Basically the proposal defines “Farm Winery class 1” and “Farm Winery class 2” and what would be permitted by each. The number of visitors to each class of winery, at any one time, are defining factors. Conditional use and accessory use were discussed. It was mentioned that neighboring counties treat wineries as agricultural entities. The board members seem perplexed. The language of the petition is not easily understood.

Then came the public discussion and two dissenting speakers voiced a number of opinions. One worry was that kids playing in the street when people who attended a tasting and drank too much walked or drove by. This is a concern, not a fact. It was pointed out later that there are parties at residences where people leave drunk and pass kids in the street. That statement was a fact. It was also noted that wineries may not serve anyone suspected of being inebriated. In Maryland, tasting room staffs have to be trained to know when not to serve someone.

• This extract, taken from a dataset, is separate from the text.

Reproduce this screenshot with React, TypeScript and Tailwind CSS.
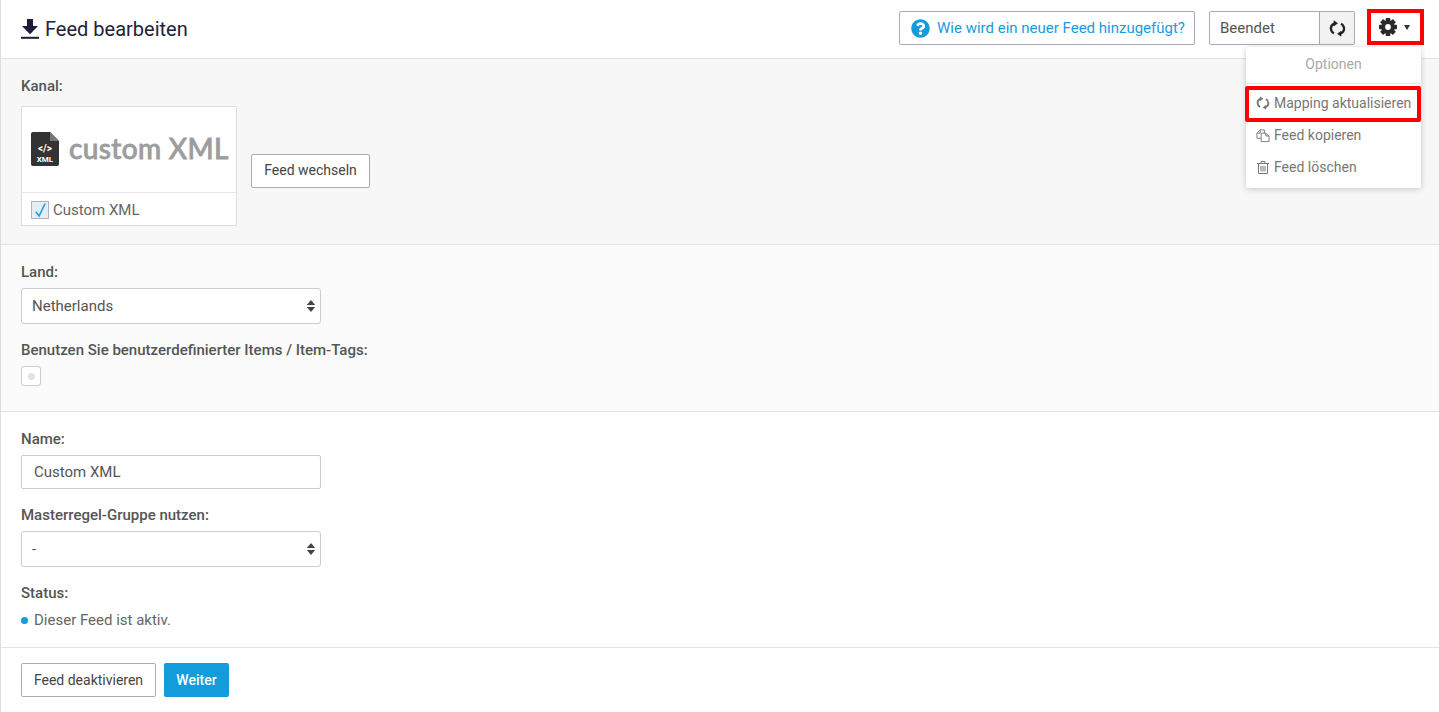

Another concern is that a farm winery is a commercial enterprise and will be right next to neighborhoods. Again, this concern was opinion and not fact. This borders on the debate of whether a winery is an agricultural entity or not. About the only point of this concern that I believe warrants any thought is the roadway to the winery.

There was concern about enforcing the number of people the proposal permits. The petition limited the number of events to 15 per year. The opponents voiced that events would be held outside during the months from May through October and in reality this is 15 events in a six-month period. Again their concern is based on opinion and not fact. Other speakers as well as board members shot this down citing winery events that they have attended between the months of November through April.

Then the opponents tried to convince the planning and zoning board that there would be 500 people with 250 cars attending jazz events. Again this was presented as a fact when in reality it is an opinion.

The discussion continued with information presented by the supporters. Several indicated that the present language in the petition is still too restrictive. Others pointed out that the current language of operating hours from 9:00 am to 5:00 pm would not allow winemakers or vineyard workers to work at any other times then between those hours.

So the board discussed and passed the petition with their recommendations. Basically they are going to have to define the access road and change some of the language to define the hours the winery can be open to the public rather than operating hours.

It next will go on to the county council. Will this help to create wineries in Howard County or is it so restrictive that people who have the passion for wineries and vineyards will look 30 miles to Loudon County, Virginia where wineries are welcome and encouraged?